象気功
象気功

本日の御神託


守屋君


ううむ、仕事で北千住まで出かけるのであと20分で書かなければならないのである。

まあ、そんな状態でなんのネタにしようかと思うのであるが、まあ、思い出ネタかね。

たしか、小学校4年のときであったと思うが、守屋君という友達がいて、その守屋君が脱腸の手術をしたのである。


それで、守屋君はその手術後の治療のために定期的に病院に行かなければならないのであるが、これ、医者というのはそうとうせっぱつまっていない限り、子供にとっては、いいことが何もないとしか思えないので、とにかく行きたくないところの代表であるのである。

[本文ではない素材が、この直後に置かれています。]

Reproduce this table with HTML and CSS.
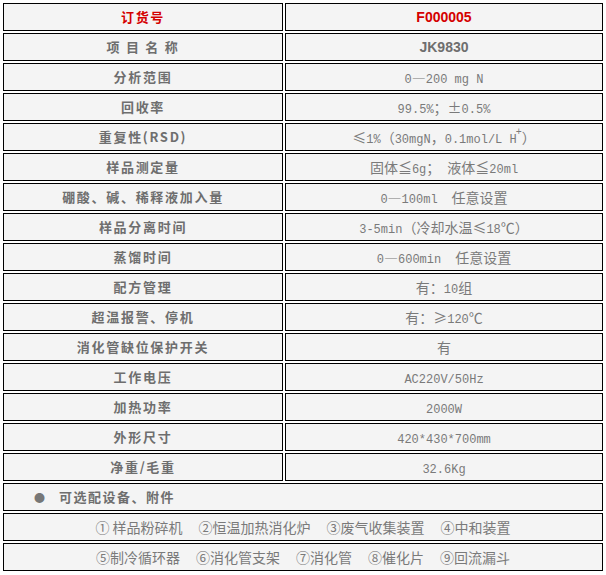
FILE: index.html
```html
<!DOCTYPE html>
<html lang="zh-CN">
<head>
<meta charset="utf-8">
<title>JK9830</title>
<link rel="stylesheet" href="styles.css">
</head>
<body>
<table class="spec">
  <tr><td class="k red">订货号</td><td class="v code red">F000005</td></tr>
  <tr><td class="k">项 目 名 称</td><td class="v code gray">JK9830</td></tr>
  <tr><td class="k">分析范围</td><td class="v"><span class="m">0</span>—<span class="m">200 mg N</span></td></tr>
  <tr><td class="k">回收率</td><td class="v"><span class="m">99.5%</span>；±<span class="m">0.5%</span></td></tr>
  <tr><td class="k">重复性(RSD)</td><td class="v">≤<span class="m">1%</span>（<span class="m">30mgN</span>，<span class="m">0.1mol/L H</span><sup class="sup">+</sup>）</td></tr>
  <tr><td class="k">样品测定量</td><td class="v">固体≦<span class="m">6g</span>；　液体≦<span class="m">20ml</span></td></tr>
  <tr><td class="k">硼酸、碱、稀释液加入量</td><td class="v"><span class="m">0</span>—<span class="m">100ml</span>　任意设置</td></tr>
  <tr><td class="k">样品分离时间</td><td class="v"><span class="m">3-5min</span>（冷却水温≤<span class="m">18</span>℃）</td></tr>
  <tr><td class="k">蒸馏时间</td><td class="v"><span class="m">0</span>—<span class="m">600min</span>　任意设置</td></tr>
  <tr><td class="k">配方管理</td><td class="v">有：<span class="m">10</span>组</td></tr>
  <tr><td class="k">超温报警、停机</td><td class="v">有：≥<span class="m">120</span>℃</td></tr>
  <tr><td class="k">消化管缺位保护开关</td><td class="v">有</td></tr>
  <tr><td class="k">工作电压</td><td class="v"><span class="m">AC220V/50Hz</span></td></tr>
  <tr><td class="k">加热功率</td><td class="v"><span class="m">2000W</span></td></tr>
  <tr><td class="k">外形尺寸</td><td class="v"><span class="m">420*430*700mm</span></td></tr>
  <tr><td class="k">净重/毛重</td><td class="v"><span class="m">32.6Kg</span></td></tr>
  <tr><td class="opt" colspan="2"><span class="dot">●</span><span class="opt-title">可选配设备、附件</span></td></tr>
  <tr><td class="list" colspan="2"><div class="items"><span>①&nbsp;样品粉碎机</span><span>②恒温加热消化炉</span><span>③废气收集装置</span><span>④中和装置</span></div></td></tr>
  <tr><td class="list" colspan="2"><div class="items"><span>⑤制冷循环器</span><span>⑥消化管支架</span><span>⑦消化管</span><span>⑧催化片</span><span>⑨回流漏斗</span></div></td></tr>
</table>
</body>
</html>
```

FILE: styles.css
```css
html, body {
  margin: 0;
  padding: 0;
  background: #ffffff;
}

body {
  padding: 1px;
  font-family: "Noto Sans CJK SC", sans-serif;
  color: #777777;
}

.spec {
  border-collapse: separate;
  border-spacing: 2px;
  width: 604px;
}

.spec td {
  border: 1px solid #000000;
  background: #f4f4f4;
  height: 26px;
  padding: 0;
  line-height: 16px;
  vertical-align: middle;
  white-space: nowrap;
}

.k {
  width: 278px;
  text-align: center;
  font-size: 13px;
  font-weight: 700;
  letter-spacing: 1.7px;
  color: #6e6e6e;
}

.v {
  width: 316px;
  text-align: center;
  font-size: 14px;
  color: #7a7a7a;
}

.m {
  font-family: "Liberation Mono", monospace;
  font-size: 12px;
  line-height: 12px;
}

.sup {
  font-family: "Liberation Mono", monospace;
  font-size: 10px;
  line-height: 0;
  vertical-align: 8px;
  margin-left: -1px;
}

.code {
  font-family: "Liberation Sans", Arial, sans-serif;
  font-weight: 700;
  font-size: 14px;
}

.red {
  color: #d40000;
}

.gray {
  color: #6e6e6e;
}

.opt {
  font-size: 13px;
  font-weight: 700;
  color: #6e6e6e;
  letter-spacing: 1.5px;
}

.dot {
  display: inline-block;
  margin-left: 30px;
  margin-right: 14px;
  font-size: 11px;
  color: #777777;
  letter-spacing: 0;
}

.list {
  font-size: 14px;
  color: #7a7a7a;
}

.items {
  display: flex;
  justify-content: center;
  gap: 16px;
}
```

退屈な待合室でえんえん待たされて、名前を呼ばれて緊張して入ると、注射だのなんだの痛いことをされて、何か楽しいことなんてことは微塵もミジンゴもミドリムシもゾウリムシほどもないのである。

その上、放課後の大事な遊び時間をつぶされるので子供にとっては踏んだり蹴ったりであるのである。


そのときも放課後に守屋君はあたしと遊んでいたのであるが、病院に行く時間のはずであるのに、急にしらけた顔で、「なんか買ってあげる」と言いだしたのである。

あたしはいきなりのお申し出に、状況が飲み込めなくて、きょとんとして、「え?」と言ったのであるが、守屋君は「この250円でなんか買いに行こう」と言うのである。

まあ、数十年前の当時であるので、子供に250円は大金であったのであるが、しばらくして、どうもこれはその脱腸の術後の治療代であるということが、あたしの子供心にも「ははあ」と納得できたのである。


それで、さすがに「ううむ、そんなことをして大丈夫なんだろうか」と考えたのであるが、守屋君は「なんか買いに行こう」とさらに言うので、「うん」と言って、近所のなんというか、子供の好きなものを寄せ集めて売っているたしか「ぶんちゃん」と子供たちが呼んでいた店に行ったのである。

その店で、前から欲しかった模型飛行機の「C級」てな名称の一番大きなクラスのやつを「これいい?」と言ってみたら守屋君は「うん」と言うので、買ってもらったのである。


この、状況でも「ううむ、これは、やっぱりまずいんじゃなかろうか?」という危惧がないわけでもなかったのであるが、前からその模型飛行機が欲しかったので、そのまま買ってもらって、家に帰って、忙しく夕食の支度をしてる母親に「これ、落ちてた」とバカ丸出しの嘘を言ったら、母親がふり返りもしないで「あら、そう」と言ったので、その晩それを作って、次の日に守屋君と学校の校庭に行って飛ばして遊んだのである。

まあ、これ、守屋君はおそらく遊ぶのが楽しくて、気がついたら病院に行く時間に遅れていて、それで、どうしようかということでこの行動になったのではないかと思うのである。


守屋君がもう少し年長であれば、その金を貯めるということも考えつくと思うが、まあ、当時はなかなか子供が自室を持てるという住宅事情でもないので、隠す場所にも事欠くので、守屋君もこの金は持っていられないし、自分で使うと親に見抜かれてとんでもなく叱られるし、医者に行かなかったことがバレたらこれさらにとんでもなく叱られるし、てなことで、じゃあ、友達になんか買ってやろうという結論になったと思うのである。

たいていの親御さんは子供に「絶対に嘘だけはつくな」と厳しく躾(しつけ)るわけであるが、子供はときどき嘘をつかないと暮らせないのである。

もちろん、大人は嘘だらけでお暮らしになっているわけである。